Proof of a theorem of Galois in Endliche Gruppen I by Huppert

In the book "Endliche Gruppen I" by Huppert on p. 159 there is a theorem (Satz 3.2) attributed to Galois about (solvable) primitive permutation groups. Part (f) reads as follows: Let $G$ be a solvable primitive permutation group and let $N$ be a minimal normal subgroup. Then all complements of $N$ in $G$ are conjugate.

The proof of this part proceeds in the following steps: One assumes without loss of generality that $N$ is a proper subgroup of $G$ and chooses some $K \unlhd G$ containing $N$ such that $K/N$ is a minimal normal subgroup of $G/N$. The minimal normal subgroup $N$ is of order $p^m$ and $K/N$ is of order $q^k$ for some distinct primes $p$ and $q$.
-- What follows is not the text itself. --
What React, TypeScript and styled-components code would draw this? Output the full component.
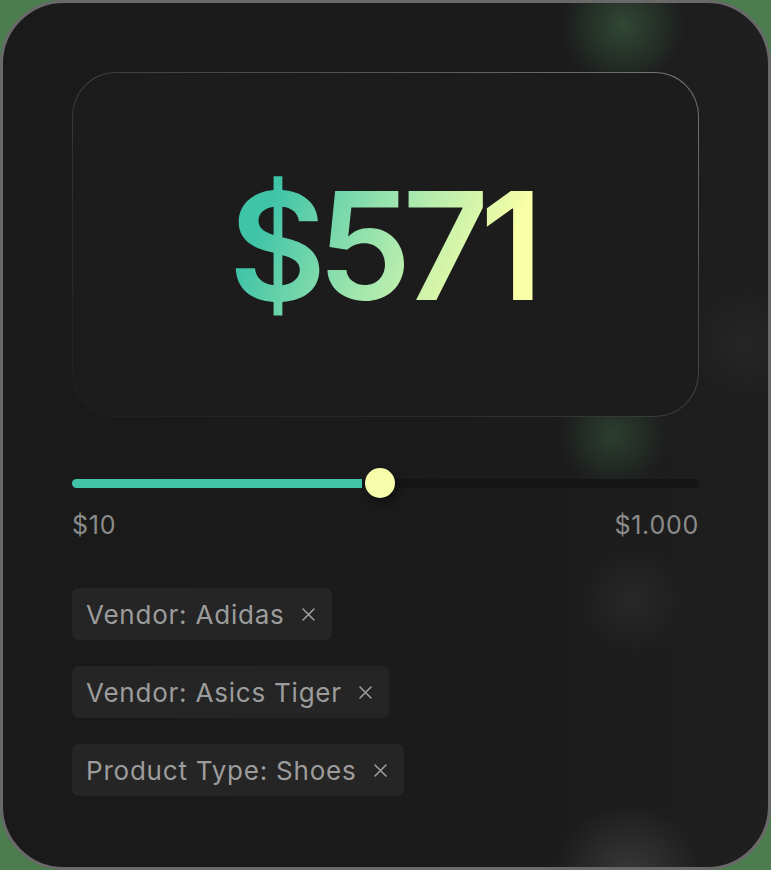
import React from "react";
import styled, { createGlobalStyle } from "styled-components";

const Global = createGlobalStyle`
  html, body {
    margin: 0;
    padding: 0;
    background: #4b7d4f;
  }
  * { box-sizing: border-box; }
`;

const Card = styled.div`
  width: 771px;
  height: 870px;
  border: 3px solid #696969;
  border-radius: 64px;
  padding: 69px;
  display: flex;
  flex-direction: column;
  font-family: Inter, "Noto Sans", sans-serif;
  background:
    radial-gradient(circle at 620px 22px, rgba(84, 150, 98, 0.36), rgba(84, 150, 98, 0) 62px),
    radial-gradient(circle at 610px 432px, rgba(84, 150, 98, 0.28), rgba(84, 150, 98, 0) 55px),
    radial-gradient(circle at 628px 598px, rgba(255, 255, 255, 0.05), rgba(255, 255, 255, 0) 55px),
    radial-gradient(circle at 625px 875px, rgba(255, 255, 255, 0.13), rgba(255, 255, 255, 0) 75px),
    radial-gradient(circle at 740px 340px, rgba(255, 255, 255, 0.03), rgba(255, 255, 255, 0) 55px),
    linear-gradient(to right, #1a1a1a 0%, #1b1b1b 70%, #1f1f1f 100%);
`;

const Display = styled.div`
  height: 345px;
  flex: none;
  border-radius: 44px;
  border: 1.5px solid transparent;
  background:
    linear-gradient(#1c1c1c, #1c1c1c) padding-box,
    linear-gradient(to bottom left, #777777 0%, #4a4a4a 35%, #2c2c2c 70%, #1f1f1f 100%) border-box;
  display: flex;
  align-items: center;
  justify-content: center;
`;

const Price = styled.div`
  font-family: Inter, sans-serif;
  font-size: 150px;
  font-weight: 600;
  letter-spacing: -0.06em;
  line-height: 1;
  padding-right: 8px;
  margin-top: 2px;
  background: linear-gradient(115deg, #40c4a7 15%, #a6e8ae 50%, #f8ffa6 82%);
  -webkit-background-clip: text;
  background-clip: text;
  color: transparent;
`;

const SliderWrap = styled.div`
  margin-top: 51px;
  height: 30px;
  display: flex;
  align-items: center;
  position: relative;
`;

const Track = styled.div`
  width: 100%;
  height: 9px;
  border-radius: 5px;
  background: #151515;
  display: flex;
`;

const Fill = styled.div`
  height: 100%;
  border-radius: 5px 0 0 5px;
  background: #42c3a7;
`;

const Thumb = styled.div`
  position: absolute;
  top: 0;
  width: 30px;
  height: 30px;
  border-radius: 50%;
  background: #f6fdaa;
  box-shadow: 4px 6px 10px rgba(0, 0, 0, 0.35);
  transform: translateX(-50%);
`;

const Scale = styled.div`
  margin-top: 12px;
  display: flex;
  justify-content: space-between;
  font-size: 25px;
  letter-spacing: 0.03em;
  line-height: 30px;
  color: #8b8b8b;
`;

const Tags = styled.div`
  margin-top: 48px;
  display: flex;
  flex-direction: column;
  align-items: flex-start;
  gap: 26px;
`;

const Tag = styled.div`
  height: 52px;
  padding: 0 17px 0 14px;
  border-radius: 7px;
  background: #252525;
  color: #9c9c9c;
  font-size: 26px;
  letter-spacing: 0.03em;
  display: flex;
  align-items: center;
  gap: 17px;
`;

const Close = () => (
  <svg width="13" height="13" viewBox="0 0 13 13" fill="none">
    <path d="M1 1L12 12M12 1L1 12" stroke="#9c9c9c" strokeWidth="1.6" strokeLinecap="round" />
  </svg>
);

const tags = ["Vendor: Adidas", "Vendor: Asics Tiger", "Product Type: Shoes"];

export default function App() {
  const fraction = 0.492;
  return (
    <>
      <Global />
      <Card>
        <Display>
          <Price>$571</Price>
        </Display>
        <SliderWrap>
          <Track>
            <Fill style={{ width: `calc(${fraction * 100}% - 18px)` }} />
          </Track>
          <Thumb style={{ left: `${fraction * 100}%` }} />
        </SliderWrap>
        <Scale>
          <span>$10</span>
          <span>$1.000</span>
        </Scale>
        <Tags>
          {tags.map((t) => (
            <Tag key={t}>
              <span>{t}</span>
              <Close />
            </Tag>
          ))}
        </Tags>
      </Card>
    </>
  );
}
If $V$ is a complement of $N$ in $G$, then one defines $Q = K \cap V$ and Huppert shows that $Q$ is a Sylow $q$-subgroup of $K$. Of course, all Sylow $q$-subgroups of $K$ are conjugate. Huppert then claims that it suffices to show that $V = N_G(Q)$.
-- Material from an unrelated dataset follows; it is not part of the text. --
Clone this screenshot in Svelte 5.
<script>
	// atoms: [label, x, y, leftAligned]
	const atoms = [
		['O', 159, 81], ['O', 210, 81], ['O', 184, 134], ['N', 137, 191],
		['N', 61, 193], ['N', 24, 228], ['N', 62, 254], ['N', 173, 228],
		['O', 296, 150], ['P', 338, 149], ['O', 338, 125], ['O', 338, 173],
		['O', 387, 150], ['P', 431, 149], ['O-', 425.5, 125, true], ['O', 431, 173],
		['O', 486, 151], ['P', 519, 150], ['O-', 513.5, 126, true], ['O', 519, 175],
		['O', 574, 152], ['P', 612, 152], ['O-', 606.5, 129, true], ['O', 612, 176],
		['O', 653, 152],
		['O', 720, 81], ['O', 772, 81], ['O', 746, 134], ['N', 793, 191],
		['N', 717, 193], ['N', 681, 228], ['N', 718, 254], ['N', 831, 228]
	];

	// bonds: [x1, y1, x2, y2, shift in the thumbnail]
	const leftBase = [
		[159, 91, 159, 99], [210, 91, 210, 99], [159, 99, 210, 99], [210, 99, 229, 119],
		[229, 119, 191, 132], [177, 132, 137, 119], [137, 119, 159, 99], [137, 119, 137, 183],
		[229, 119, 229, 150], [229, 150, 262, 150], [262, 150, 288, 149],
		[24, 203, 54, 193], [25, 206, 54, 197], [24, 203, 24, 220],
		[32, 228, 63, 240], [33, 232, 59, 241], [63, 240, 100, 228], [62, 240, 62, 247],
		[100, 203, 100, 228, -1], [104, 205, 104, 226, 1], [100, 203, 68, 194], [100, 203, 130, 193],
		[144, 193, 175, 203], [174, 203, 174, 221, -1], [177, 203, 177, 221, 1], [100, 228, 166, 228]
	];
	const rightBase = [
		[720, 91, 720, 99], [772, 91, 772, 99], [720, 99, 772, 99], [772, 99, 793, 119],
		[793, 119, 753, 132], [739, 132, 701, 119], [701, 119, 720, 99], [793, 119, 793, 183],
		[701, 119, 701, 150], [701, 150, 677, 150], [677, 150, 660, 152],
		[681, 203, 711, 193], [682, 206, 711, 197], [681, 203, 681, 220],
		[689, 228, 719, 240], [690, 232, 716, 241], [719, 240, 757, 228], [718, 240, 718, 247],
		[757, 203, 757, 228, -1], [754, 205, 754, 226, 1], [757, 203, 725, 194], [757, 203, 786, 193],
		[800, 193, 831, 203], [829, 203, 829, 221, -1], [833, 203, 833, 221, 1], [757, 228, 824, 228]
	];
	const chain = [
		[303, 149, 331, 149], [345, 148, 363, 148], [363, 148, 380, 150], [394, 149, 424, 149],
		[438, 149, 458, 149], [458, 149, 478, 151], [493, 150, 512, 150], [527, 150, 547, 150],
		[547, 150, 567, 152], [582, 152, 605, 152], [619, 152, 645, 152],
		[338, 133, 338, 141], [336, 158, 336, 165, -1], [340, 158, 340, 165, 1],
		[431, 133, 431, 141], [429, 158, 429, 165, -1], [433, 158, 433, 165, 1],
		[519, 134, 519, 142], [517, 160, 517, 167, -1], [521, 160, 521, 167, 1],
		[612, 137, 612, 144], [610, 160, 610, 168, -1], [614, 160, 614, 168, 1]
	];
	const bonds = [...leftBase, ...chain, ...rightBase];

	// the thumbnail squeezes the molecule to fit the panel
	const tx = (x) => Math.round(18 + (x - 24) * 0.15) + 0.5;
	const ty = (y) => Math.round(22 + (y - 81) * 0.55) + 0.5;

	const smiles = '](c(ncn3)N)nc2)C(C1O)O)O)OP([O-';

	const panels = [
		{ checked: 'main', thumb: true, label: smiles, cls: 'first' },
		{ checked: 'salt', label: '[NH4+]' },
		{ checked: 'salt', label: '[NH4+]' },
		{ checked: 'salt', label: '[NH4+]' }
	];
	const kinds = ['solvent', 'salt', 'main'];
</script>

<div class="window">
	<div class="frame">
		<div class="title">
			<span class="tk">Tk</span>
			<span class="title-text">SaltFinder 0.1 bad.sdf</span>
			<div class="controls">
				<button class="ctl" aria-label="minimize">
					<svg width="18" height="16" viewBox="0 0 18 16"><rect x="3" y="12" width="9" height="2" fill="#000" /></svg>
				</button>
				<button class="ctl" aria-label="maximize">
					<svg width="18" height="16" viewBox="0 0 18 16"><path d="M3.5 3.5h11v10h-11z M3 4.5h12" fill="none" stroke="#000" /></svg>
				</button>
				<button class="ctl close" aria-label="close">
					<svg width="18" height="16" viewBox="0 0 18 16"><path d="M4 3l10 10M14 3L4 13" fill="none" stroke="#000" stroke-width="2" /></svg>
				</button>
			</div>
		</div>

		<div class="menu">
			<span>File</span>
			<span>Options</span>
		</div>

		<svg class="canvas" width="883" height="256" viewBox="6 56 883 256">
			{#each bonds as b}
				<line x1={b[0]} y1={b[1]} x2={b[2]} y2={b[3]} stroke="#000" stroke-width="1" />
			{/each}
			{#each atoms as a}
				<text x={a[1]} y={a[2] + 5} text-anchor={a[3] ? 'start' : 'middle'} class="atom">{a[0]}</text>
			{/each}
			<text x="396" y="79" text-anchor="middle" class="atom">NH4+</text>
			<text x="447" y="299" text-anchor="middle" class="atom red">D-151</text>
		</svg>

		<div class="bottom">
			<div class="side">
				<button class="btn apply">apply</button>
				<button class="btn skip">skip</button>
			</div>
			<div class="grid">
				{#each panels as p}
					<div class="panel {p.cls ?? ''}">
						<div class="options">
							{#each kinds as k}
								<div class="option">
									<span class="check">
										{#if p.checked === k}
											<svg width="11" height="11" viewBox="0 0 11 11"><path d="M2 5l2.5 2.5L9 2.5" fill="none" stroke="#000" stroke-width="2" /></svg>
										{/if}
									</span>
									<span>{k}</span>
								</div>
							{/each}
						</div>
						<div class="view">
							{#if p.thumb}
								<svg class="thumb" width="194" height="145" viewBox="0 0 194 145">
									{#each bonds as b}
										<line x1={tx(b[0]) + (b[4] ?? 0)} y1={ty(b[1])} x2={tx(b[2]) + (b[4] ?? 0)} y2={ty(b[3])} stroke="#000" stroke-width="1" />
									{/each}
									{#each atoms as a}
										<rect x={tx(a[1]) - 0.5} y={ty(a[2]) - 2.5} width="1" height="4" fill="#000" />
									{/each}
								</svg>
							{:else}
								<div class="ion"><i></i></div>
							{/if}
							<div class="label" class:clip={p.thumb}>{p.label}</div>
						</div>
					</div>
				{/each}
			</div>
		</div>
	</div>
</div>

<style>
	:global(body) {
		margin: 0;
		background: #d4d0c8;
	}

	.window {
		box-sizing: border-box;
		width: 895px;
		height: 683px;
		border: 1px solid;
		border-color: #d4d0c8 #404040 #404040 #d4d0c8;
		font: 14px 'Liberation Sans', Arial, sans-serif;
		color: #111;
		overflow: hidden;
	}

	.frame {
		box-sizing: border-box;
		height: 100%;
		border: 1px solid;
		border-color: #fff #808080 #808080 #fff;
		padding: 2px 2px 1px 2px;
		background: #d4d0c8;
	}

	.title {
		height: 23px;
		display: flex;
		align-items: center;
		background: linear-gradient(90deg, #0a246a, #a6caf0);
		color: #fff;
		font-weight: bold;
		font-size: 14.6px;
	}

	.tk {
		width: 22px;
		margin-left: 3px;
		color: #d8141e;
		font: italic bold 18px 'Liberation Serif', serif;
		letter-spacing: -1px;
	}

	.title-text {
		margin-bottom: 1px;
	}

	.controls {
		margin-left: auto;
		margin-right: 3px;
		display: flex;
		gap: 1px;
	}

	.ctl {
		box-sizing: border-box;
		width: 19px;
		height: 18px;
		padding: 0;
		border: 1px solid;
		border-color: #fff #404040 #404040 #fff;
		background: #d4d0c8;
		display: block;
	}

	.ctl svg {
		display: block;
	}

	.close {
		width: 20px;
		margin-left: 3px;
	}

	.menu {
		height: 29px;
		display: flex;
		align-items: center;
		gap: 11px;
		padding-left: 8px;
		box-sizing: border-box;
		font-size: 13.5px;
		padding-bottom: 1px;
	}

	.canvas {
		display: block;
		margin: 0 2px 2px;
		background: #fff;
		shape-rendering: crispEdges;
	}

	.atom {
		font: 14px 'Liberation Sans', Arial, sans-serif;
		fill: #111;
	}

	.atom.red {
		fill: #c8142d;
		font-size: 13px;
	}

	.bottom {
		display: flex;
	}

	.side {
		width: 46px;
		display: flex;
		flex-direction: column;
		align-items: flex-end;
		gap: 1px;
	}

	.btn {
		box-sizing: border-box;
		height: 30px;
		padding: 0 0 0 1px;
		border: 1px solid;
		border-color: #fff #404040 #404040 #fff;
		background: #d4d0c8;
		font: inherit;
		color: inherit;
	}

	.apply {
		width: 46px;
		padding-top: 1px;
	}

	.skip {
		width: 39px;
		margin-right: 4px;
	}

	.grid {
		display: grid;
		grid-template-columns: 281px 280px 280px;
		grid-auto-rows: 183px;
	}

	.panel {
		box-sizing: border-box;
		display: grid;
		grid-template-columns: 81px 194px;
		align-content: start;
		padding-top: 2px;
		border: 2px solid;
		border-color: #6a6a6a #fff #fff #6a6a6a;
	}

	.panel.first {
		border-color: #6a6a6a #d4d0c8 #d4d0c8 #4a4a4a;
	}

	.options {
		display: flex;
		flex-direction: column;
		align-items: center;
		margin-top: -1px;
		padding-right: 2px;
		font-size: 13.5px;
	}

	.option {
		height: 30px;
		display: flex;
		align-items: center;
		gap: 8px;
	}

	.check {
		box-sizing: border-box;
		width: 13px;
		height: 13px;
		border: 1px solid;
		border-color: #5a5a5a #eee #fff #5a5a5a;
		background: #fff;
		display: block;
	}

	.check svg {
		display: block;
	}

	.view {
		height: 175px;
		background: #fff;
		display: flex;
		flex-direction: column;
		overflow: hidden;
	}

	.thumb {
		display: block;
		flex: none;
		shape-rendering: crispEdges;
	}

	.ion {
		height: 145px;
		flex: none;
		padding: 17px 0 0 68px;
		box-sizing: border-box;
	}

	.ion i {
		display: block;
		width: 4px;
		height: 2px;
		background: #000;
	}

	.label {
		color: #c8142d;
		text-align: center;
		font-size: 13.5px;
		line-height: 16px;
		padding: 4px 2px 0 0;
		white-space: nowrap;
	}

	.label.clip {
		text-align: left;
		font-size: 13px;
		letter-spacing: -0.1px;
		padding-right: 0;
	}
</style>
I am not sure why this implies the claim about the complements being conjugate in $G$. Of course we have a map $$\{ \text{complements of } N \} \to \{ \text{Sylow }q\text{-subgroups of }K \}$$ by mapping $V \mapsto K \cap V$. And this map is surjective (since Sylow subgroups are conjugate). We also know that the latter set has cardinality $[G:N_G(Q)] = [G:V] = |N|$. But can we estimate the number of complements of $N$ in $G$?

Ok, I found a solution. It works as follows. Suppose $V$ and $V'$ are complements of $N$ in $G$ and let $Q = K \cap V$, resp. $Q' = K \cap V'$. Since $Q$ and $Q'$ are Sylow $q$-subgroups of $K$ there is some $g \in G$ such that $(Q')^g = Q$. Note that $K$ is normal in $G$. Hence $Q = K \cap V = K \cap (V')^g$. And moreover, $Q \unlhd V$ and $Q \unlhd (V')^g$, again since $K \unlhd G$. Hence $(V')^g \leq N_G(Q) = V$ and so $(V')^g = V$ since they have the same order.